▸ **EXERCISE REQUIREMENTS**
Search the listing for "components" and copy every line where it appears.

________________________

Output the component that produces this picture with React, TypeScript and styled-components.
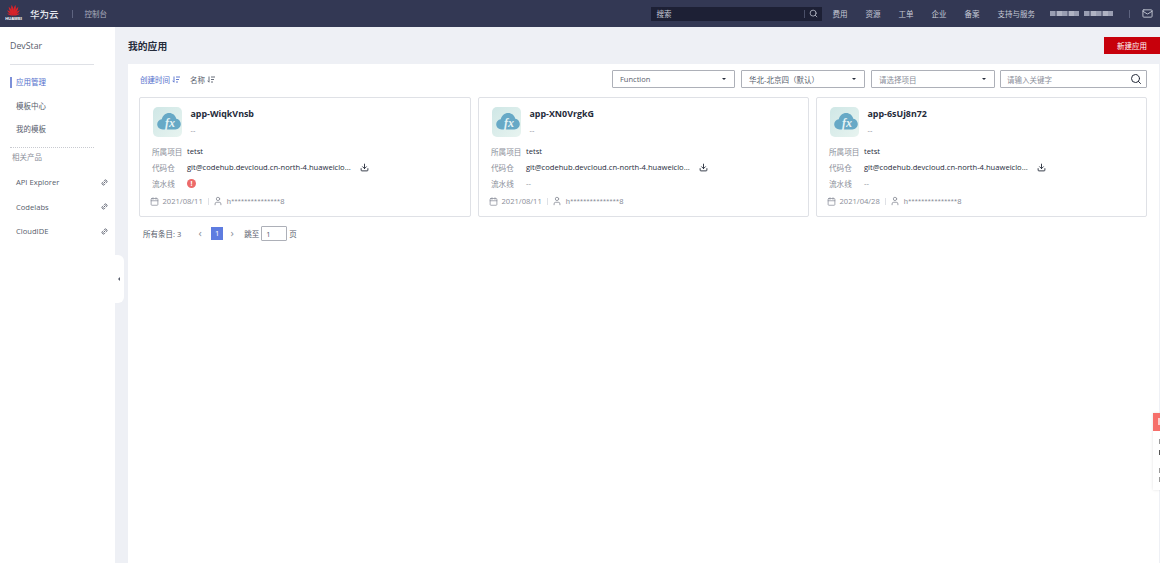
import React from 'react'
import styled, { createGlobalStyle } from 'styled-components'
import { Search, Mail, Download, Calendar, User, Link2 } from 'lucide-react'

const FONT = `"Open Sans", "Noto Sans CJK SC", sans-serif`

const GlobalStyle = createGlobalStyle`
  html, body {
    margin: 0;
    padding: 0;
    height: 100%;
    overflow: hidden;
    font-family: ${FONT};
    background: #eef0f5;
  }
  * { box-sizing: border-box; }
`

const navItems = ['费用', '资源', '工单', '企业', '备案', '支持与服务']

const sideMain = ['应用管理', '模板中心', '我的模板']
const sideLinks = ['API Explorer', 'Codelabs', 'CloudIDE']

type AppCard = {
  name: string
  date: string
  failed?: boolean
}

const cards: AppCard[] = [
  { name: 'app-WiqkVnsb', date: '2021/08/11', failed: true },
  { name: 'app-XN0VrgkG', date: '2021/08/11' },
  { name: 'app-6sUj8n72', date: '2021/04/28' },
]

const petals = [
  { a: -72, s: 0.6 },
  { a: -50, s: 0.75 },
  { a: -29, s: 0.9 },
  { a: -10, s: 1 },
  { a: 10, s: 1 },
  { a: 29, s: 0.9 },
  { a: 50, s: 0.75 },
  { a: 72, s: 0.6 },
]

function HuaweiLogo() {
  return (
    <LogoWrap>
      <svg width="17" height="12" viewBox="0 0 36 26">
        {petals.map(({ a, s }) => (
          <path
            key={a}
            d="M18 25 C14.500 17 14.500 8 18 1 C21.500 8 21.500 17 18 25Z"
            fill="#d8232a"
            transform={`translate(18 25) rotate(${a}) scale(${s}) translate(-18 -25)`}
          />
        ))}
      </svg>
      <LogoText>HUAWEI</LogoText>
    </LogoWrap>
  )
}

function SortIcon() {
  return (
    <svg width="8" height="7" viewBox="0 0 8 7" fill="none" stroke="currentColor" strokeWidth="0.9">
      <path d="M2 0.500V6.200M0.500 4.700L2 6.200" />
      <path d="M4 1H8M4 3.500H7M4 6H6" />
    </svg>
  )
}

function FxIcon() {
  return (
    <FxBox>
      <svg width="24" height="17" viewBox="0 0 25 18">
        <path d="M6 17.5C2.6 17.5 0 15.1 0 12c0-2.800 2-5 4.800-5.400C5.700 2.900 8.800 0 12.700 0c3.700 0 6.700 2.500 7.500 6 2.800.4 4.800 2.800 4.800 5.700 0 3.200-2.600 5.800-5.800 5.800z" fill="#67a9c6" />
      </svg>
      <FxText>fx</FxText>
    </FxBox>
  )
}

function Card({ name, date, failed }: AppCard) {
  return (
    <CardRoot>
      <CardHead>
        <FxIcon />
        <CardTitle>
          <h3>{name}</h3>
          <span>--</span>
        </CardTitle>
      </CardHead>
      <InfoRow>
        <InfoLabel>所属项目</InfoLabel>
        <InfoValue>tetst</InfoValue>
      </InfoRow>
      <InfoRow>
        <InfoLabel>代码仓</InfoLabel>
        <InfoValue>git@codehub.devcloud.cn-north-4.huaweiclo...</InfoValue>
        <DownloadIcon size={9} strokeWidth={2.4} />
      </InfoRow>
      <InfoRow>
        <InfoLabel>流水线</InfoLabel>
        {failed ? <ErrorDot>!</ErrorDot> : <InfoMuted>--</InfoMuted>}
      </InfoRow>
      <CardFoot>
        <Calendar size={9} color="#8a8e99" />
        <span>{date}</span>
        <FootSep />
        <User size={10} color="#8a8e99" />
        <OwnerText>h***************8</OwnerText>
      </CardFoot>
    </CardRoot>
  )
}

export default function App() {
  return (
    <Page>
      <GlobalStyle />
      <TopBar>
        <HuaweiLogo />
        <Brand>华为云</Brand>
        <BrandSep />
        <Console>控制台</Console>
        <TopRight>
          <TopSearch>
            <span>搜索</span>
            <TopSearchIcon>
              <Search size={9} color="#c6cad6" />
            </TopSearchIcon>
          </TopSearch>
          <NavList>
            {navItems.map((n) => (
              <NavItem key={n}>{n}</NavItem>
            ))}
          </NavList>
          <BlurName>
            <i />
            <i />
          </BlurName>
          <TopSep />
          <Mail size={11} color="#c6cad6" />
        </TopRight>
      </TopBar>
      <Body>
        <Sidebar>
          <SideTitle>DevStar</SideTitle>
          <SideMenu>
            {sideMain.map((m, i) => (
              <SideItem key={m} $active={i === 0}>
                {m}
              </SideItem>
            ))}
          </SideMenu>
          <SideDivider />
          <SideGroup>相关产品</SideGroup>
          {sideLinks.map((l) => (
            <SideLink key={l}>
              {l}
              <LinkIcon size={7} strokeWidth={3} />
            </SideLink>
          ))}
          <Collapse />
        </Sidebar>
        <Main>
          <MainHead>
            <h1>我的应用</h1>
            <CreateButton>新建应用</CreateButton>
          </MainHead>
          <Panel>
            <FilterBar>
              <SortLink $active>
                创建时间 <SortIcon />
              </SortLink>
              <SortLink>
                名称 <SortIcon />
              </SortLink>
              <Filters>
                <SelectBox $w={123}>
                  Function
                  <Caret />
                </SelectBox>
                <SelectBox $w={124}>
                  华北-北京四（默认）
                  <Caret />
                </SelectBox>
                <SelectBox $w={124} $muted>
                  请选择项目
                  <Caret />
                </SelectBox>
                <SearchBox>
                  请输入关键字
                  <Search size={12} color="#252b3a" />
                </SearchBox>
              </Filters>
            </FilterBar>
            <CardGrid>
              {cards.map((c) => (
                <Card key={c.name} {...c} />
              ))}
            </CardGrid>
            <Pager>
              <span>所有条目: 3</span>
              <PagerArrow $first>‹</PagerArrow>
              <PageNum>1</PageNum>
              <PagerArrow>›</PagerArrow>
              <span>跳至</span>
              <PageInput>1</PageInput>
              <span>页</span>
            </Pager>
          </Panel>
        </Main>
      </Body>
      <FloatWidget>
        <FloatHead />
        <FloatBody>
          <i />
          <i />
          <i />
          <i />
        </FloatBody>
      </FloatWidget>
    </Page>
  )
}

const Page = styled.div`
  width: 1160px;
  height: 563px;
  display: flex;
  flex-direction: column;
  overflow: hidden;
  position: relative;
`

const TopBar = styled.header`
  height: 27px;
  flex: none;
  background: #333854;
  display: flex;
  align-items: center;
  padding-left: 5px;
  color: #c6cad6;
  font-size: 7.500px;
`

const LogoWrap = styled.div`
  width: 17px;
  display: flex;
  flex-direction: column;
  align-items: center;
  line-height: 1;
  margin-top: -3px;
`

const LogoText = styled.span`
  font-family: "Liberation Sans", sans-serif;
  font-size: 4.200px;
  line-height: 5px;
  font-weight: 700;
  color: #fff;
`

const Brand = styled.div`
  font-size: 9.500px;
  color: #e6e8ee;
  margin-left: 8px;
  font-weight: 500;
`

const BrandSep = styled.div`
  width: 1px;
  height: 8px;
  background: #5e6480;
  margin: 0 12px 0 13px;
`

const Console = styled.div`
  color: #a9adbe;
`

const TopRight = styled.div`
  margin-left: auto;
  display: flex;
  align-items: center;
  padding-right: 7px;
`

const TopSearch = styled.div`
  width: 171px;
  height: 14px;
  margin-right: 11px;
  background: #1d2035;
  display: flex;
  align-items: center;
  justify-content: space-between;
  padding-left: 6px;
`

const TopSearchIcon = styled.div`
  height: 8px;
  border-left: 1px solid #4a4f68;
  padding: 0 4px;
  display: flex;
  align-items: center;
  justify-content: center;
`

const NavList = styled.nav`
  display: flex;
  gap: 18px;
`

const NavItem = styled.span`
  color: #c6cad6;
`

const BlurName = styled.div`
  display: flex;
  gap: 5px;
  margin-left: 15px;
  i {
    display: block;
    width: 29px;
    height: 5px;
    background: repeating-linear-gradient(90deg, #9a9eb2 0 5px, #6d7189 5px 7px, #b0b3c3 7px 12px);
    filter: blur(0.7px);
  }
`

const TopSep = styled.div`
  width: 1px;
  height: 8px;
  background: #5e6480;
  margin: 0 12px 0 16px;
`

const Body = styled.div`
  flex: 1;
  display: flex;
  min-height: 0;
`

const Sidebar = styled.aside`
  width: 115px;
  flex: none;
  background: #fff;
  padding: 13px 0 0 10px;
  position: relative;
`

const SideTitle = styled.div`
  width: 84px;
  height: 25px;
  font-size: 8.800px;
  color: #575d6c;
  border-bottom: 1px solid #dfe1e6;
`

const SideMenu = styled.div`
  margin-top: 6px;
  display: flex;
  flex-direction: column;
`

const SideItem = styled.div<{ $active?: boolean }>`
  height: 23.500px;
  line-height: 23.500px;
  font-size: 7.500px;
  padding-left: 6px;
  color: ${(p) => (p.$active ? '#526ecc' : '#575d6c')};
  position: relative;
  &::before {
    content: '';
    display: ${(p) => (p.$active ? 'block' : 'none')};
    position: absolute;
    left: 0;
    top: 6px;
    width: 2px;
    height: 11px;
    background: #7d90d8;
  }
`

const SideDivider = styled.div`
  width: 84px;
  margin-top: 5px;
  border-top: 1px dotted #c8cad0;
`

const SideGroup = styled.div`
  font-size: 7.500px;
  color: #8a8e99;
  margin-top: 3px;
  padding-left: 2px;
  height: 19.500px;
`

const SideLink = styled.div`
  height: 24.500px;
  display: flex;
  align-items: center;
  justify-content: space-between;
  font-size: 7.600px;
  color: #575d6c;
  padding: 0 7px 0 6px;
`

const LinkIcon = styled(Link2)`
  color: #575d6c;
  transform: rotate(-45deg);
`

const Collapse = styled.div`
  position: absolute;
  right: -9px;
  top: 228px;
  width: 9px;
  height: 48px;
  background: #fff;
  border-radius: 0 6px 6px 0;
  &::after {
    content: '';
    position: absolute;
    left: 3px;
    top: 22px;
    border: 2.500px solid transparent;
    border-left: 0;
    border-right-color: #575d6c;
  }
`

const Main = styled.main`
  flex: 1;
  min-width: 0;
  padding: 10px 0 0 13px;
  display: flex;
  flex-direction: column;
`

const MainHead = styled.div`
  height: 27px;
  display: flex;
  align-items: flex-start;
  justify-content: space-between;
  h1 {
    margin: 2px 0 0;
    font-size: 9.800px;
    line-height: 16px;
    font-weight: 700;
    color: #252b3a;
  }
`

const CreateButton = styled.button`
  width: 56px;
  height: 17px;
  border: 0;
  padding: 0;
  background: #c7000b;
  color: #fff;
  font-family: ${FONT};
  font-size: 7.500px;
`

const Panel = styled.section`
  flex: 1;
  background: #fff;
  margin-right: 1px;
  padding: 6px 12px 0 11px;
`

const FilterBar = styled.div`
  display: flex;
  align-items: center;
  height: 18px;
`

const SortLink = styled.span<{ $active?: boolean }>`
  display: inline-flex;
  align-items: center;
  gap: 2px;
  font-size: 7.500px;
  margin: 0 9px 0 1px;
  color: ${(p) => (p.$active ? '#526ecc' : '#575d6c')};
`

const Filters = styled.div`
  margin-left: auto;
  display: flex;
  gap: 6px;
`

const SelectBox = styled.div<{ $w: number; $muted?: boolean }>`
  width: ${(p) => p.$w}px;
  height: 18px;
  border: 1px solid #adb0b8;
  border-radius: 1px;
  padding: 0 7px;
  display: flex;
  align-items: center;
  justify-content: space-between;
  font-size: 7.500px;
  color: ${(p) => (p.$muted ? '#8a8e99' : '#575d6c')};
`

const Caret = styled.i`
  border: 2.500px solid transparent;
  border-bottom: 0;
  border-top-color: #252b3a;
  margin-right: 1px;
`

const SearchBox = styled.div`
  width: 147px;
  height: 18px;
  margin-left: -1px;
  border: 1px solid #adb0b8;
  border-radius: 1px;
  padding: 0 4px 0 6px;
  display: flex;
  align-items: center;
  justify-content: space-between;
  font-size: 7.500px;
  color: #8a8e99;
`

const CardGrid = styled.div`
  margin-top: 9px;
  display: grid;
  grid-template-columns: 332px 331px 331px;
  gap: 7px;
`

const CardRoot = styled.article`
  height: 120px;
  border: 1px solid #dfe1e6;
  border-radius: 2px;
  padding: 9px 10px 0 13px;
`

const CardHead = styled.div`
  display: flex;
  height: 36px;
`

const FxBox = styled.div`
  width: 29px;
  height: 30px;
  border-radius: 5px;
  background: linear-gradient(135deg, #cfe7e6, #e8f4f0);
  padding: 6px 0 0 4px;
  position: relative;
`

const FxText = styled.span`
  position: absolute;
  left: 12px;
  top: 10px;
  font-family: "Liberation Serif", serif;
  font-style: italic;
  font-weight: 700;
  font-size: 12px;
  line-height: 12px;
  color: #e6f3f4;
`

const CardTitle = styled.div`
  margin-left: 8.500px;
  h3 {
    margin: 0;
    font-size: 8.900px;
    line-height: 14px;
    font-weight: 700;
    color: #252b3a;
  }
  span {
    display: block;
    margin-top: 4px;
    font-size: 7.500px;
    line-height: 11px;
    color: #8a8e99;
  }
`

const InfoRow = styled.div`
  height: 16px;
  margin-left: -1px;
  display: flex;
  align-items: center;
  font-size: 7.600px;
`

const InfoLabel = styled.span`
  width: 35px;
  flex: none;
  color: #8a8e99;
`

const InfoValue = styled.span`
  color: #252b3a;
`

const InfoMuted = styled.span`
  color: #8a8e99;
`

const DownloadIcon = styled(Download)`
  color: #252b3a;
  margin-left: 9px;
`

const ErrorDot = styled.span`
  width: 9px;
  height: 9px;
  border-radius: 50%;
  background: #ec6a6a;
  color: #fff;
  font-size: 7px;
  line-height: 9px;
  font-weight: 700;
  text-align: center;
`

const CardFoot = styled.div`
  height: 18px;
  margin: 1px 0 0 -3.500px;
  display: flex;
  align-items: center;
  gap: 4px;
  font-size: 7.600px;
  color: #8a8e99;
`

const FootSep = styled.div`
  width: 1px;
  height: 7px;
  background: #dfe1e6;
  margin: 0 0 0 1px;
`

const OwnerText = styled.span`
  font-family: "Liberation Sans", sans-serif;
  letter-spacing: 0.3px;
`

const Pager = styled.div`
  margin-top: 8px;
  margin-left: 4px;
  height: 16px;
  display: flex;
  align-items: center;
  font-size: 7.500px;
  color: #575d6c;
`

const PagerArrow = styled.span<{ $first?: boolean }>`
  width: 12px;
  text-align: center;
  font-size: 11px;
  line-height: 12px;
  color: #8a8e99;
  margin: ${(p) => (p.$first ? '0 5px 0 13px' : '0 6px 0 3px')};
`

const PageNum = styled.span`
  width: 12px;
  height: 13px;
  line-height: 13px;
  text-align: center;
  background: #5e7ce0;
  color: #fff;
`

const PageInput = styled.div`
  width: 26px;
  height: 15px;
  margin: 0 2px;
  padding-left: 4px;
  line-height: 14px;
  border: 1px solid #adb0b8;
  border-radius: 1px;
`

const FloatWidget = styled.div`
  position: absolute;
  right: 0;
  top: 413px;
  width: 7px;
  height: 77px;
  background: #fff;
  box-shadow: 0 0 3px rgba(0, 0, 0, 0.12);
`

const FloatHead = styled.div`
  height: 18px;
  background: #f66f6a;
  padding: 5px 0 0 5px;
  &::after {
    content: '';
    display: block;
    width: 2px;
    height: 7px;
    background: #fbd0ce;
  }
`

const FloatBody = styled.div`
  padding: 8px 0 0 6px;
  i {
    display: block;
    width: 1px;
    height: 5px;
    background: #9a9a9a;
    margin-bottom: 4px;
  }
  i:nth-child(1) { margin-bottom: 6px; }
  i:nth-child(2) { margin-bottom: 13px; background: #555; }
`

________________________

▸ **EXERCISE OUTPUT**
Output the component that produces this picture with React, TypeScript and styled-components.
import styled, { createGlobalStyle } from 'styled-components'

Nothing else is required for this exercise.